Epris de justice et d’équité

La vraie question n’est pas « un ado peut-il comprendre ? » mais « pouvons-nous nous-mêmes comprendre ? » ce que tout cela signifie pour un jeune homme ou une jeune fille.

Cela fait deux mille ans que chaque jour est pour le peuple juif le jour de Jérusalem. Jérusalem se trouve dans l’eau qu’on rajoute au vin du Kidoush ; dans le verre que casse le marié sous le dais nuptial ; sous la forme d’un cri à la fin de la Hagada de Pessah : L’an prochain à Jérusalem ! L’an prochain à Jérusalem.
Vous croyez que l’ado n’a pas perçu notre fierté et la larme au bord de nos yeux ?
Françoise Dolto, dans son Complexe du homard, décrit un adolescent qui aimerait initier, prouver sa valeur, trouver sa voie et atteindre ses buts, mais que la fragilité de son âge transitoire désarçonne parfois. Sur quoi se construire ? Sur quelles valeurs ? Quels buts ? Comment distinguer le moins bien du bien ?

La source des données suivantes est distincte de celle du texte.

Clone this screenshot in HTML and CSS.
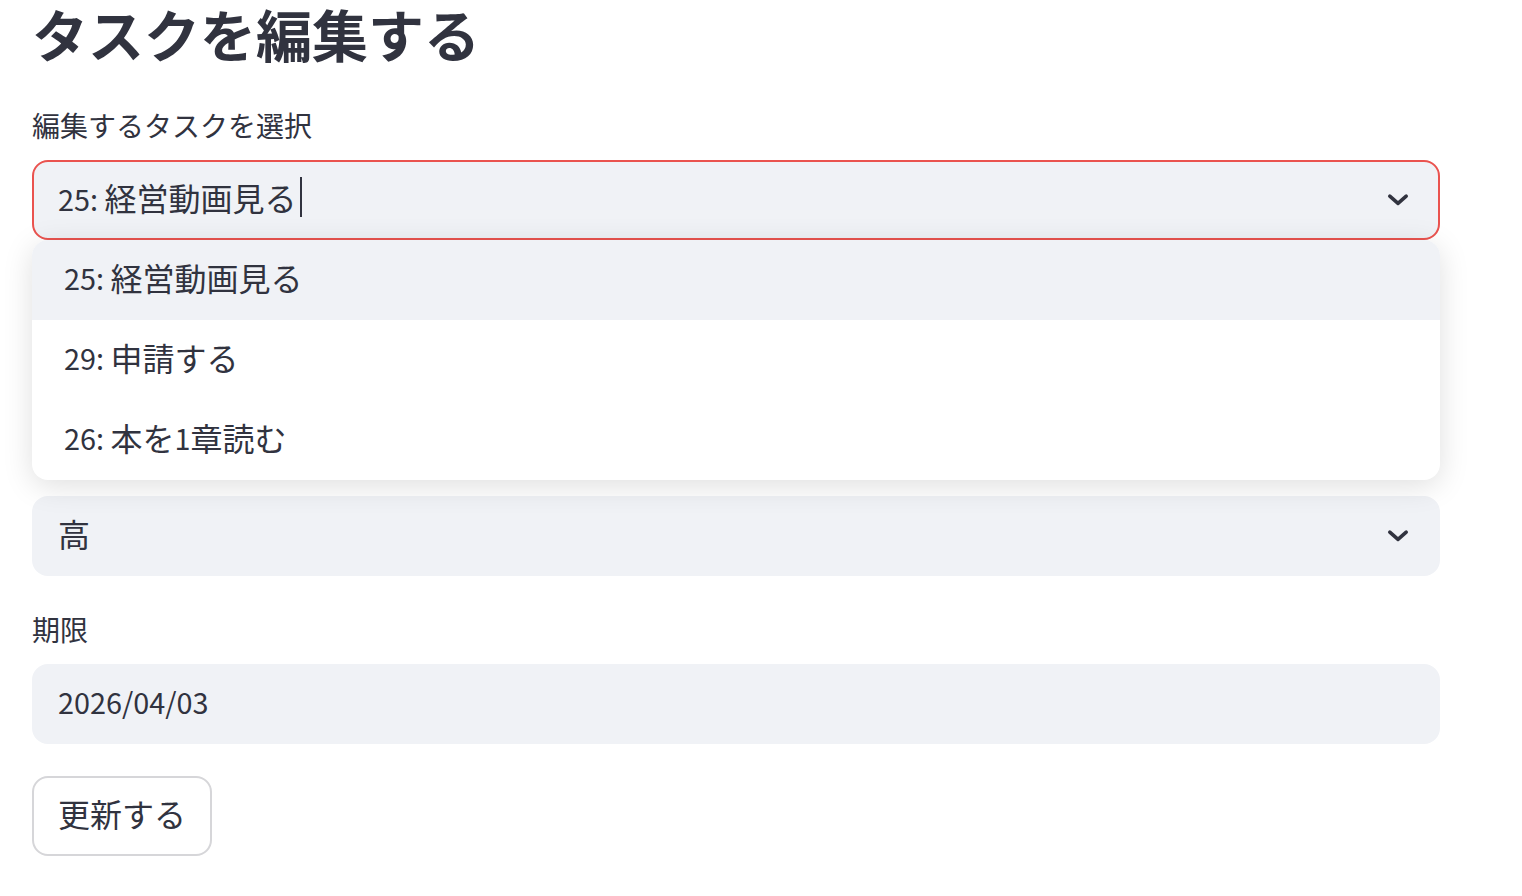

Peut-on se réjouir des fruits d’une guerre ? Question légitime en 2014, et plus encore concernant Jérusalem, capitale d’Israël, que personne au monde ne reconnaît comme telle… à part nous-mêmes. Le prophète Isaïe, pour sa part, réglait le problème il y a presque trois mille ans : « Pour l’amour de Sion je ne me tairai point, pour l’amour de Jérusalem je ne prendrai point de repos, jusqu’à ce que son salut paraisse, comme l’aurore, et sa délivrance, comme un flambeau qui s’allume… »
D’abord la lutte pour tes idées. Ensuite la fête, car on ne peut bouder son plaisir quand on attend plus de deux mille ans. Oui, un ado comprend la logique de tout cela. Facilement. Car le jeune est épris de justice et d’équité.
Et non, il n’est pas déstabilisé par le nationalisme, le conflit ou le sang.
Il veut juste savoir pourquoi c’est important pour lui, pour ses parents, pour les anciens. D’où cela vient et à quoi cela aspire. Et d’ailleurs, si la magnifique marche de Yom Yeroushalaïm est composée en grande partie d’adolescents, ce n’est pas un hasard. Car cela fait longtemps qu’ils ont compris.